Used Bushy for years, always had excellent service, sensible advice and bute is v reasonable from them.  I have had them for jabs, teeth, emergency callouts, X-ray's & lameness workup in failand and used their facility in glos when surgery required ! All good.


----------



## kaiserchief (12 November 2015)

I've always had my ponies registered with Bushy and no complaints - they are excellent and the free zone visits are ideal for routine visits like vaccinations


----------



## AmieeT (12 November 2015)

I am registered with Bushy and am happy with them for the most part, only needed them for vaccs until recently.

However when my pony had a very low temp (34), wasn't eating and was having coughing fits I didn't even get a call back from the vet (from Failand practice) after leaving 2 messages on her phone.

Ended up calling one of their other practices (Breadstone clinic) and speaking to the on-call vet after hours because they just didn't get back to me.

Tbh at my yard 2 of us use Bushy, one uses Wessex and one uses The Rowe, they seem much of a muchness- good and bad about both.


----------



## equa39 (13 November 2015)

Thanks for your experience everyone.  I think you're probably right Amiee T that there's good and bad with all three but after hearing mainly positive responses on Bushy I'm going to go with them


----------



## Bertolie (14 November 2015)

I have Rowe Equine and highly rate them.

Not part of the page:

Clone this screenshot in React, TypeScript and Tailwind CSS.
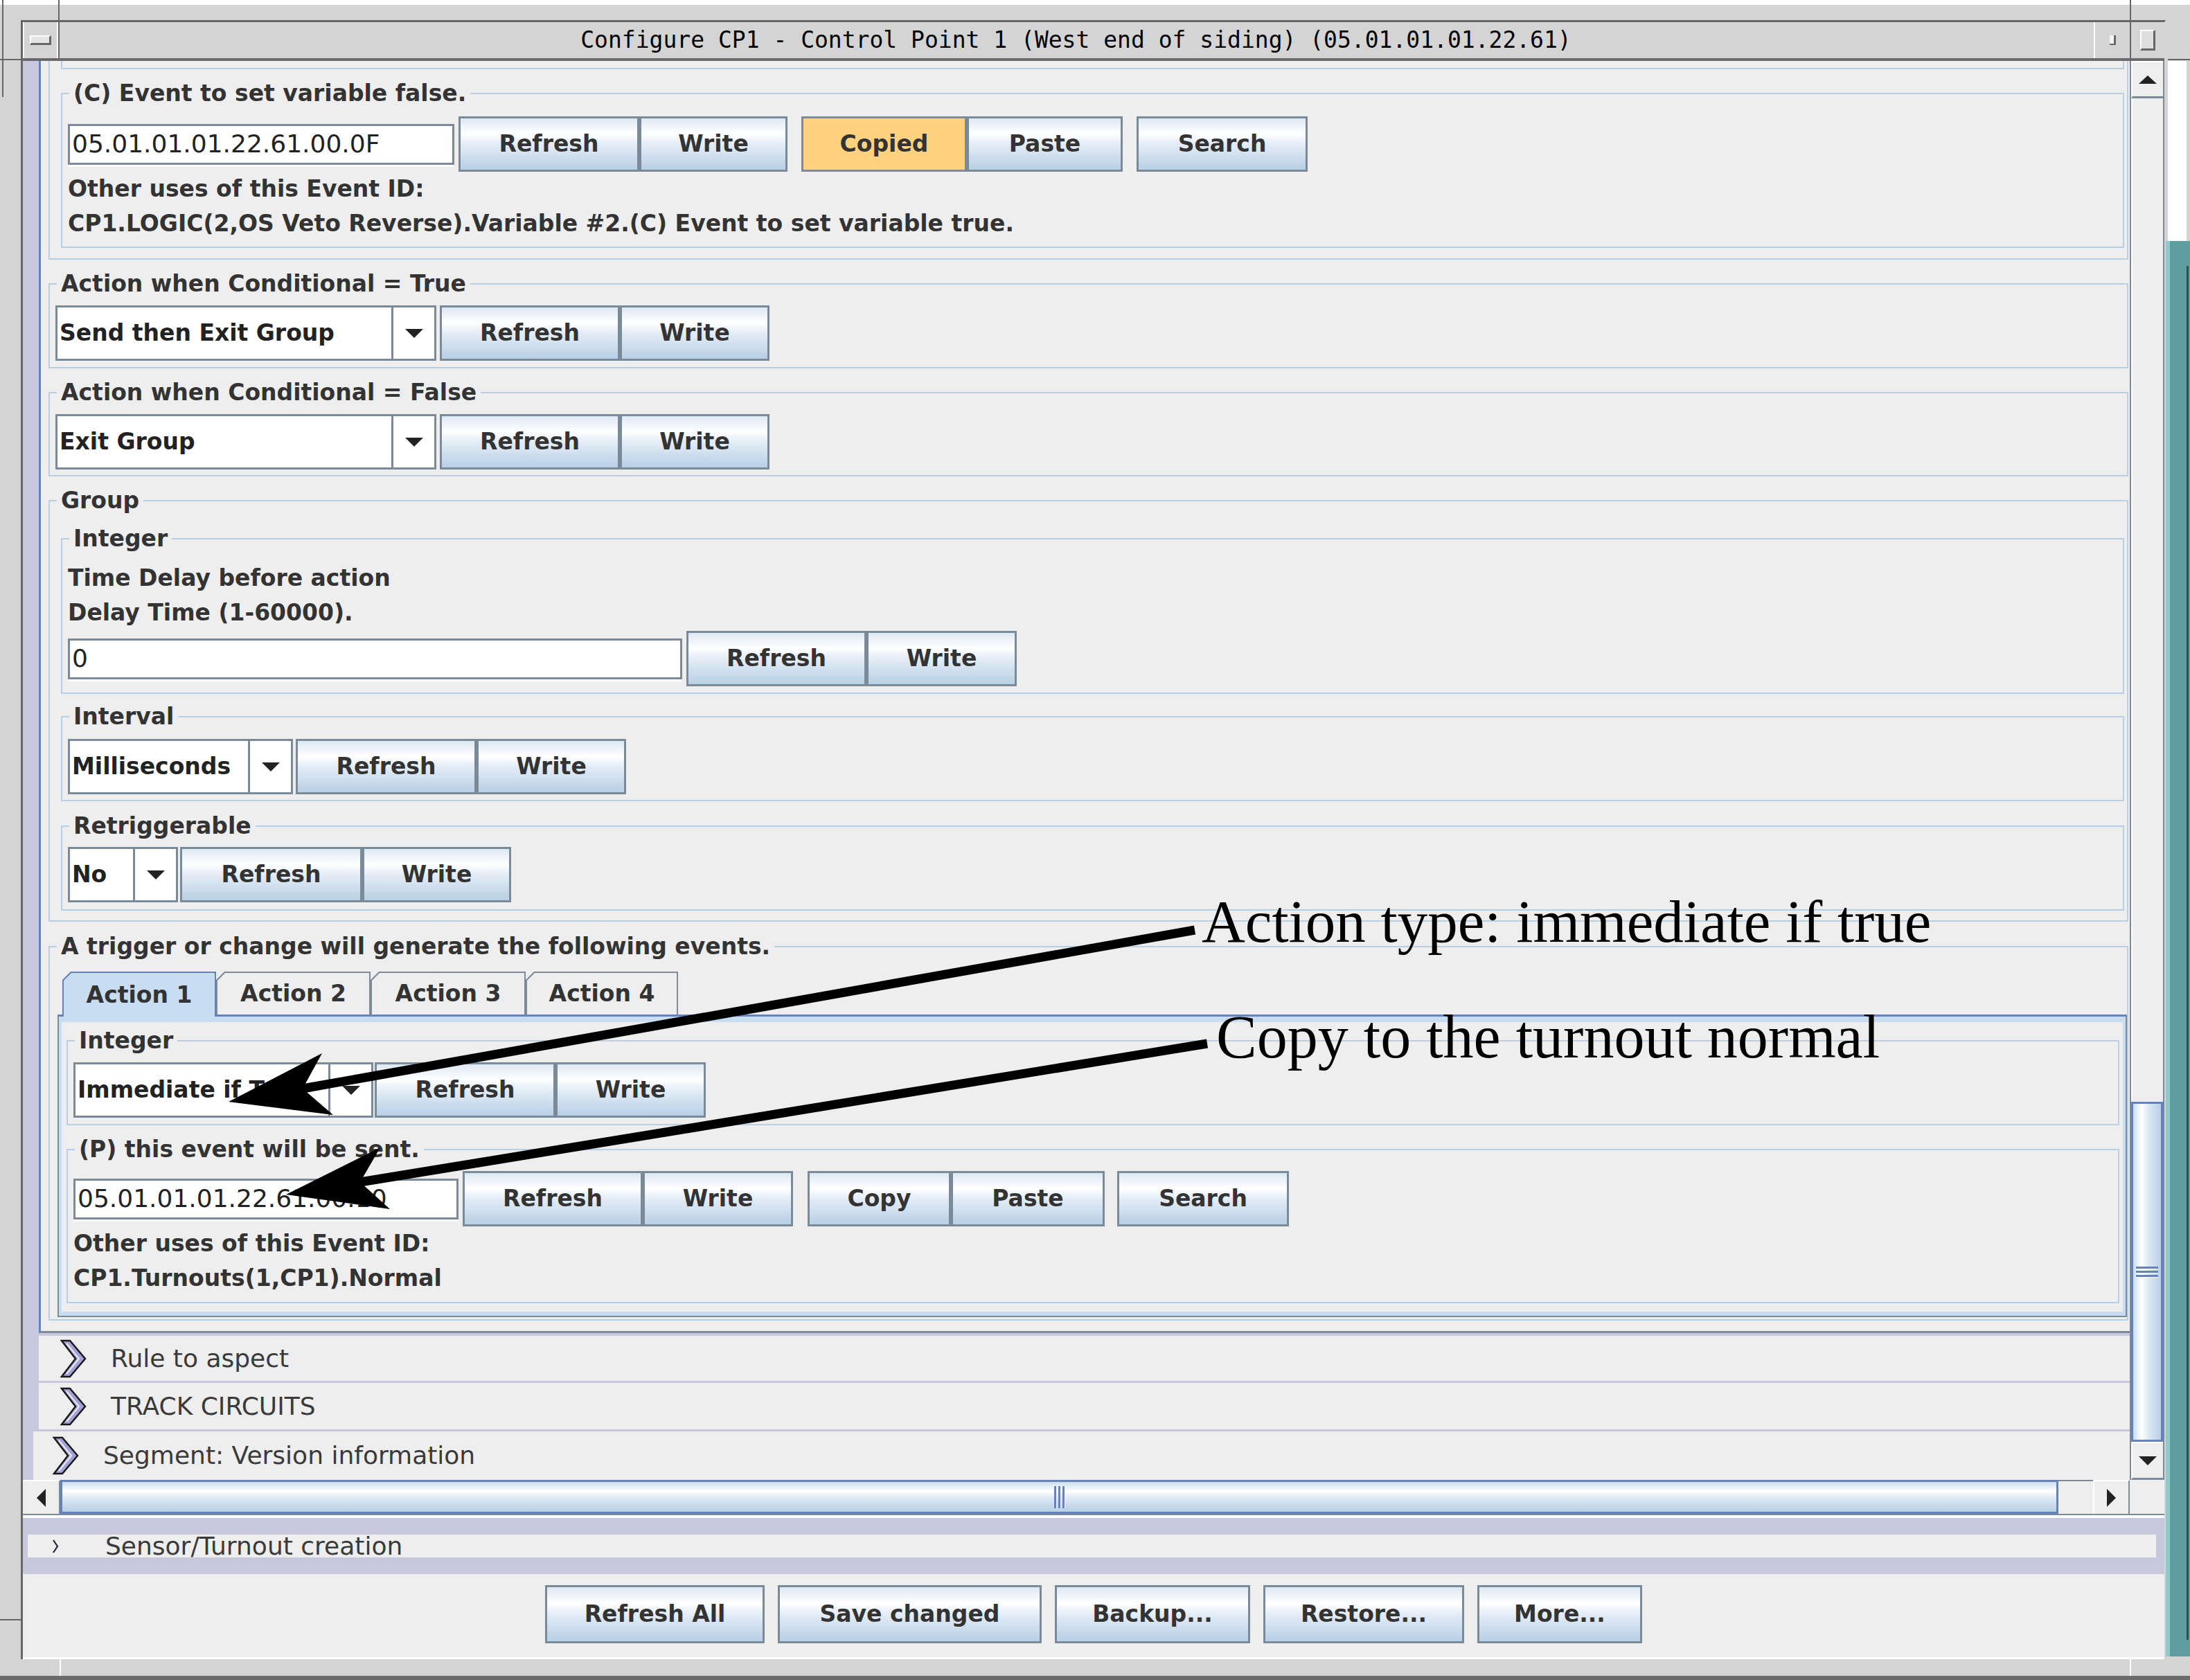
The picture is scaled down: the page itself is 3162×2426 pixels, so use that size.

I had a bad experience with Bushy several years ago (my horse was registered with Rowe but Bushy were called as an emergency when the horse was involved in a RTA) and swore I would never have them treat another horse of mine. However, my last horse had to be referred to Bushy by Rowe for specialist treatment and both vets were wonderful even though the horse had to be pts.


----------



## zaminda (14 November 2015)

I started using Wessex a while ago, but due to some serious issues would never use them again. Having now spoken to other people who have used them, and a lady whose horse was on their books in a previous home they are not always correct on diagnosis, having now gone back to B & W having had customer service issues with them previously, one has now had surgery, and another is awaiting surgery having wasted 18 months on wait and see rubbish from Wessex.


----------



## Andalucian (15 November 2015)

All mostly goos reputations, I use B&W but, my personal preference is for the vet to be older than me!  Experience in the field is vital, newly qualified vets always leave me annoyed.


----------



## miss_c (20 November 2015)

G is registered with Bushy in case of emergency as she would be referred to them anyway, but I am fortunate enough to be on the books of the AMAZING Becky Sherman who is quite simply fantastic and I don't know what I would do if she moved away.  I have used Rowe in the past and my yard owner uses them, but I'm not sure they would be my first choice if I needed to reregister.  Never had an experience with Wessex.


----------